*TASK*: Extract the lines that carry the string "drawn" from the listing.

*ITEMS*:
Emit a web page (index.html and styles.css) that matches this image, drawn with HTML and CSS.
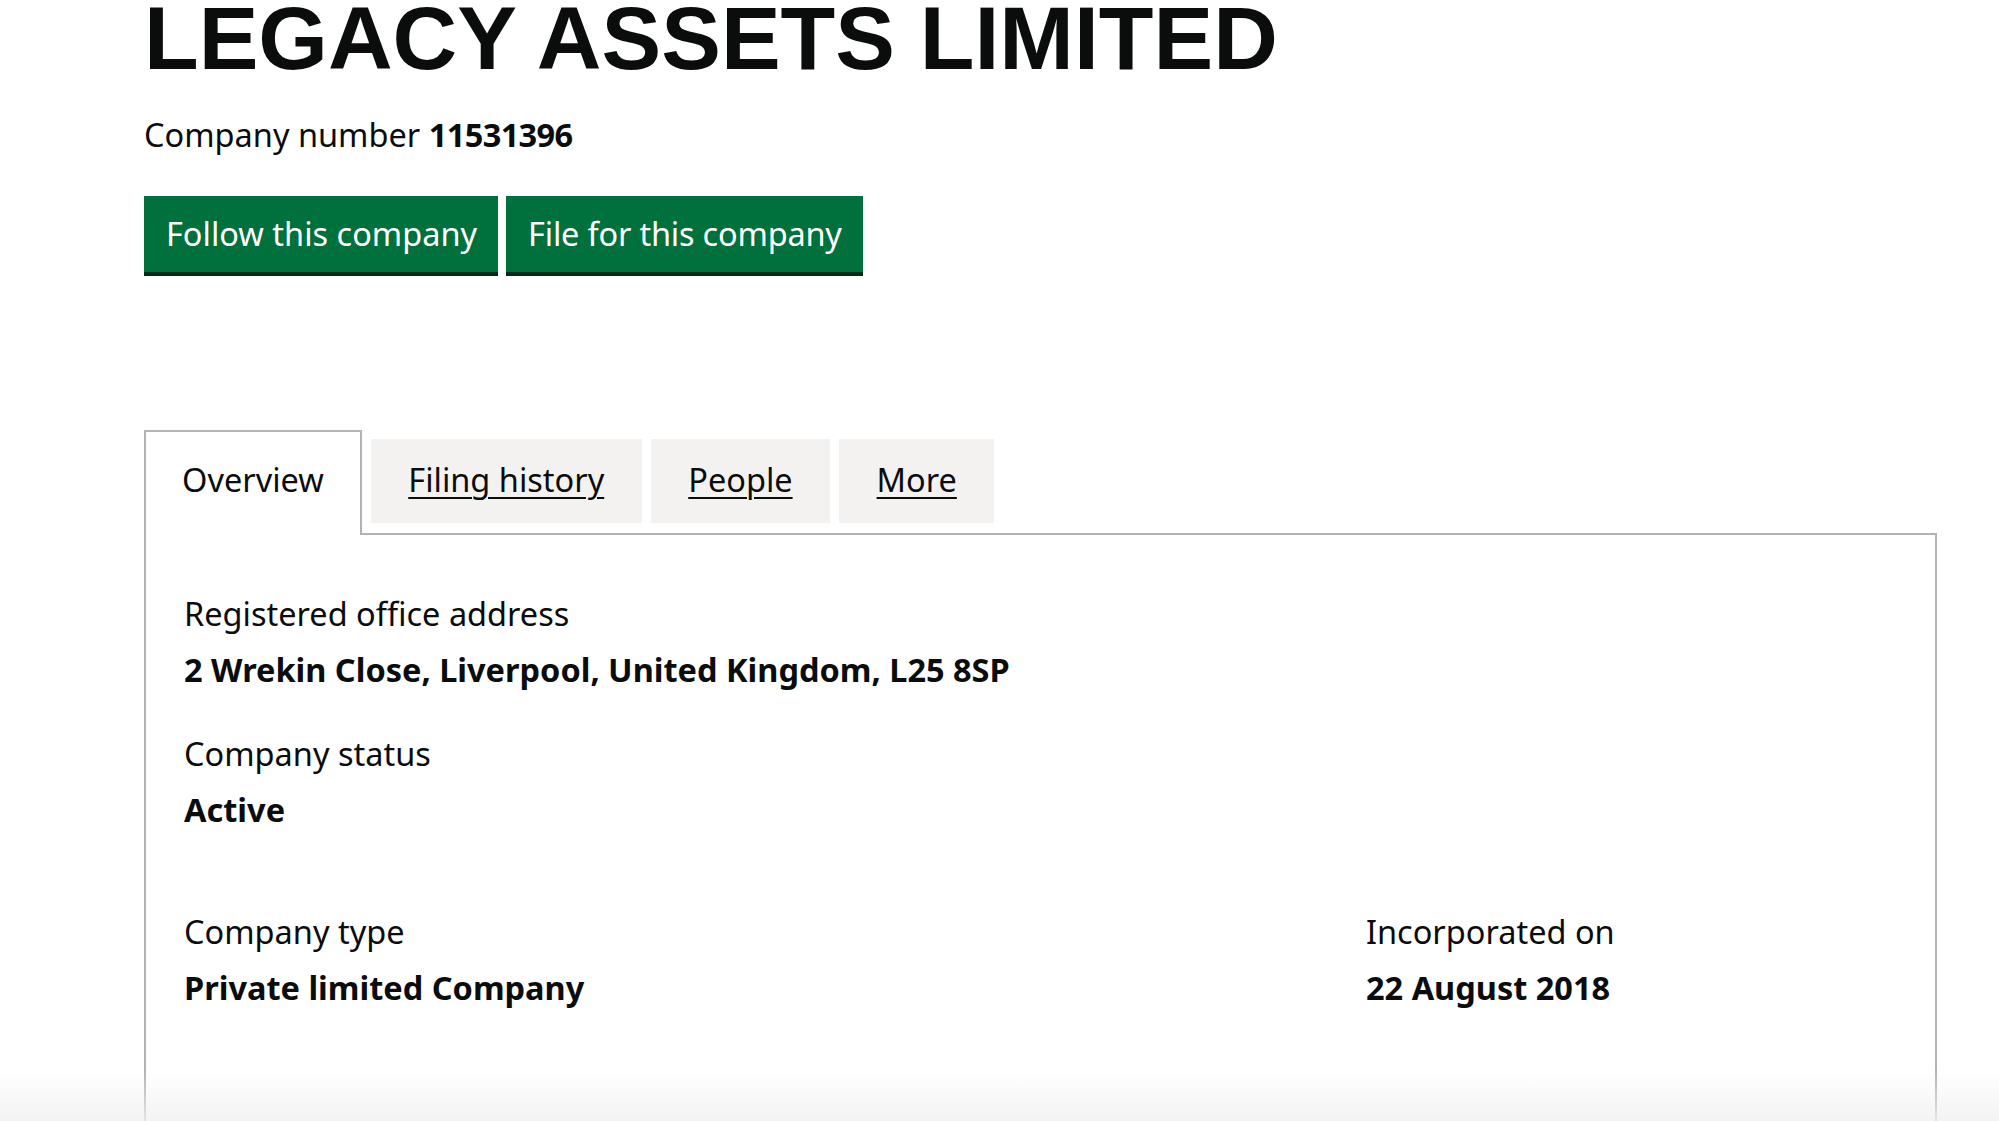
FILE: index.html
```html
<!DOCTYPE html>
<html lang="en">
<head>
<meta charset="utf-8">
<title>LEGACY ASSETS LIMITED - Overview</title>
<link rel="stylesheet" href="styles.css">
</head>
<body>
<main class="page">
  <h1 class="company-name">LEGACY ASSETS LIMITED</h1>
  <p class="company-number">Company number <strong>11531396</strong></p>
  <div class="actions">
    <a class="button" href="#">Follow this company</a>
    <a class="button button-file" href="#">File for this company</a>
  </div>
  <nav class="tabs">
    <ul class="tab-list">
      <li class="tab tab-selected"><span>Overview</span></li>
      <li class="tab"><a href="#">Filing history</a></li>
      <li class="tab"><a href="#">People</a></li>
      <li class="tab"><a href="#">More</a></li>
    </ul>
  </nav>
  <section class="panel">
    <dl class="data">
      <dt>Registered office address</dt>
      <dd>2 Wrekin Close, Liverpool, United Kingdom, L25 8SP</dd>
    </dl>
    <dl class="data">
      <dt>Company status</dt>
      <dd>Active</dd>
    </dl>
    <div class="grid-row">
      <dl class="data">
        <dt>Company type</dt>
        <dd>Private limited Company</dd>
      </dl>
      <dl class="data">
        <dt>Incorporated on</dt>
        <dd>22 August 2018</dd>
      </dl>
    </div>
  </section>
</main>
</body>
</html>
```

FILE: styles.css
```css
* { box-sizing: border-box; }
html, body { margin: 0; padding: 0; background: #ffffff; }
body {
  font-family: "Noto Sans", "Liberation Sans", sans-serif;
  font-size: 32.5px;
  color: #0b0c0c;
  height: 1121px;
  overflow: hidden;
}
.page {
  margin-left: 144px;
  width: 1793px;
}
.company-name {
  font-family: "Liberation Sans", Arial, sans-serif;
  font-weight: 700;
  font-size: 89.5px;
  line-height: 89px;
  margin: -6px 0 0;
}
.company-number {
  font-size: 32.5px;
  line-height: 40px;
  margin: 32px 0 0;
}
.company-number strong {
  font-weight: 700;
  letter-spacing: -0.6px;
}
.actions {
  display: flex;
  gap: 8px;
  margin-top: 41px;
}
.button {
  display: block;
  background: #00703c;
  color: #ffffff;
  text-decoration: none;
  font-size: 32.5px;
  line-height: 44px;
  height: 76px;
  padding: 16px 21px 16px 22px;
  box-shadow: 0 4px 0 #002d18;
}
.button-file { letter-spacing: -0.2px; }
.tabs { margin-top: 158px; }
.tab-list {
  list-style: none;
  margin: 0;
  padding: 0;
  display: flex;
  align-items: flex-start;
  border-bottom: 2px solid #b1b4b6;
}
.tab {
  margin: 9px 9px 0 0;
  height: 84px;
  padding: 21px 37.5px 0;
  background: #f3f2f1;
  font-size: 32.5px;
  line-height: 40px;
}
.tab a {
  color: #0b0c0c;
  text-decoration: underline;
  text-decoration-thickness: 2px;
  text-underline-offset: 5px;
}
.tab-selected {
  margin: 0 9px -2px 0;
  height: 105px;
  padding: 28px 36px 0;
  background: #ffffff;
  border: 2px solid #b1b4b6;
  border-bottom: 0;
}
.panel {
  border: 2px solid #b1b4b6;
  border-top: 0;
  height: 600px;
  padding: 59px 38px 0;
}
.data { margin: 0; }
.data dt {
  font-size: 32.5px;
  line-height: 40px;
}
.data dd {
  margin: 16px 0 0;
  font-size: 32.5px;
  line-height: 40px;
  font-weight: 700;
}
.data + .data { margin-top: 44px; }
.grid-row {
  display: grid;
  grid-template-columns: 1182px 1fr;
  margin-top: 82px;
}
.grid-row .data + .data { margin-top: 0; }
body::after {
  content: "";
  position: fixed;
  left: 0;
  right: 0;
  bottom: 0;
  height: 50px;
  background: linear-gradient(rgba(240, 240, 240, 0), rgba(240, 240, 240, 0.8));
  pointer-events: none;
}
```
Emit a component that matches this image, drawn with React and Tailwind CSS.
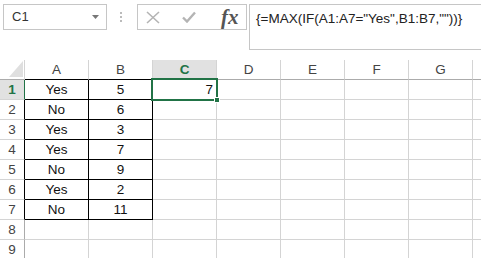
import React from 'react';

const cols = ['A', 'B', 'C', 'D', 'E', 'F', 'G', 'H'];
const data = [
    ['Yes', '5'],
    ['No', '6'],
    ['Yes', '3'],
    ['Yes', '7'],
    ['No', '9'],
    ['Yes', '2'],
    ['No', '11'],
];

const HeaderRow = () => (
    <div className="flex h-[20px]">
        {/* corner */}
        <div className="relative w-[25px] shrink-0 border-r border-b border-[#d4d4d4] border-b-[#ababab]">
            <svg className="absolute left-[9px] top-[1px]" width="14" height="16" viewBox="0 0 14 16">
                <polygon points="14,0 14,16 0,16" fill="#dfdfdf" />
            </svg>
        </div>
        {cols.map((c) => {
            const selected = c === 'C';
            const inTable = c === 'A' || c === 'B';
            return (
                <div
                    key={c}
                    className={
                        'w-[64px] shrink-0 flex items-center justify-center border-r border-b border-r-[#d4d4d4] ' +
                        (inTable ? 'border-b-black ' : 'border-b-[#ababab] ') +
                        (selected ? 'bg-[#e1e1e1] text-[#217346] font-bold' : 'text-[#444]')
                    }
                >
                    {/* H sits past the window edge, its letter is never seen */}
                    {c === 'H' ? '' : c}
                </div>
            );
        })}
    </div>
);

const Row = ({ n }) => {
    const row = data[n - 1];
    const selected = n === 1;
    return (
        <div className="flex h-[20px]">
            <div
                className={
                    'w-[25px] shrink-0 flex items-center justify-center border-r border-b border-b-[#d4d4d4] ' +
                    (selected
                        ? 'bg-[#e1e1e1] text-[#217346] font-bold border-r-[#217346]'
                        : row
                        ? 'text-[#444] border-r-black'
                        : 'text-[#444] border-r-[#ababab]')
                }
            >
                {n}
            </div>
            {cols.map((c, i) => {
                const inTable = row && i < 2;
                return (
                    <div
                        key={c}
                        className={
                            'w-[64px] shrink-0 flex items-center pt-[1px] border-r border-b ' +
                            (inTable ? 'border-black justify-center ' : 'border-[#d4d4d4] justify-end pr-[3px] ')
                        }
                    >
                        {inTable ? row[i] : n === 1 && c === 'C' ? '7' : ''}
                    </div>
                );
            })}
        </div>
    );
};

export default function App() {
    return (
        <div className="relative w-[481px] h-[258px] overflow-hidden bg-white text-[#111] font-['Liberation_Sans',sans-serif] text-[13.5px]">
            {/* formula bar */}
            <div className="flex items-start h-[60px] pt-[4px] pl-[3px]">
                <div className="w-[104px] h-[26px] shrink-0 border border-[#c6c6c6] flex items-center justify-between pl-[8px] pr-[7px] text-[13px] text-[#333]">
                    <span>C1</span>
                    <svg width="7" height="4" viewBox="0 0 7 4">
                        <polygon points="0,0 7,0 3.5,4" fill="#777" />
                    </svg>
                </div>
                <div className="w-[30px] h-[26px] shrink-0 flex flex-col items-center justify-center gap-[2px] pr-[2px]">
                    <span className="w-[2px] h-[2px] bg-[#bbb]" />
                    <span className="w-[2px] h-[2px] bg-[#bbb]" />
                    <span className="w-[2px] h-[2px] bg-[#bbb]" />
                </div>
                <div className="w-[110px] h-[26px] shrink-0 border border-[#c6c6c6] flex items-center pl-[8px]">
                    <svg width="14" height="13" viewBox="0 0 14 13">
                        <path d="M1 1 L13 12 M13 1 L1 12" stroke="#b4b4b4" strokeWidth="1.6" fill="none" />
                    </svg>
                    <svg width="14" height="12" viewBox="0 0 14 12" className="ml-[22px]">
                        <path d="M1 6.5 L5 10.5 L13 1.5" stroke="#b4b4b4" strokeWidth="2.4" fill="none" />
                    </svg>
                    <span className="ml-[25px] font-['Liberation_Serif',serif] italic font-bold text-[21px] text-[#555] leading-none">
                        fx
                    </span>
                </div>
                <div className="ml-[2px] flex-1 h-[46px] border border-[#c6c6c6] border-r-0 pl-[6px] pt-[5px] text-[13.5px] text-[#222] leading-[18px]">
                    {'{=MAX(IF(A1:A7="Yes",B1:B7,""))}'}
                </div>
            </div>

            {/* grid */}
            <div className="leading-none">
                <HeaderRow />
                {[1, 2, 3, 4, 5, 6, 7, 8, 9].map((n) => (
                    <Row key={n} n={n} />
                ))}
            </div>

            {/* selection overlay */}
            <div className="absolute left-[151px] top-[78px] w-[67px] h-[23px] border-2 border-[#217346]" />
            <div className="absolute left-[214px] top-[97px] w-[6px] h-[6px] bg-[#217346] border border-white" />
        </div>
    );
}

*REPLY*:
Emit a web page (index.html and styles.css) that matches this image, drawn with HTML and CSS.
Emit a component that matches this image, drawn with React and Tailwind CSS.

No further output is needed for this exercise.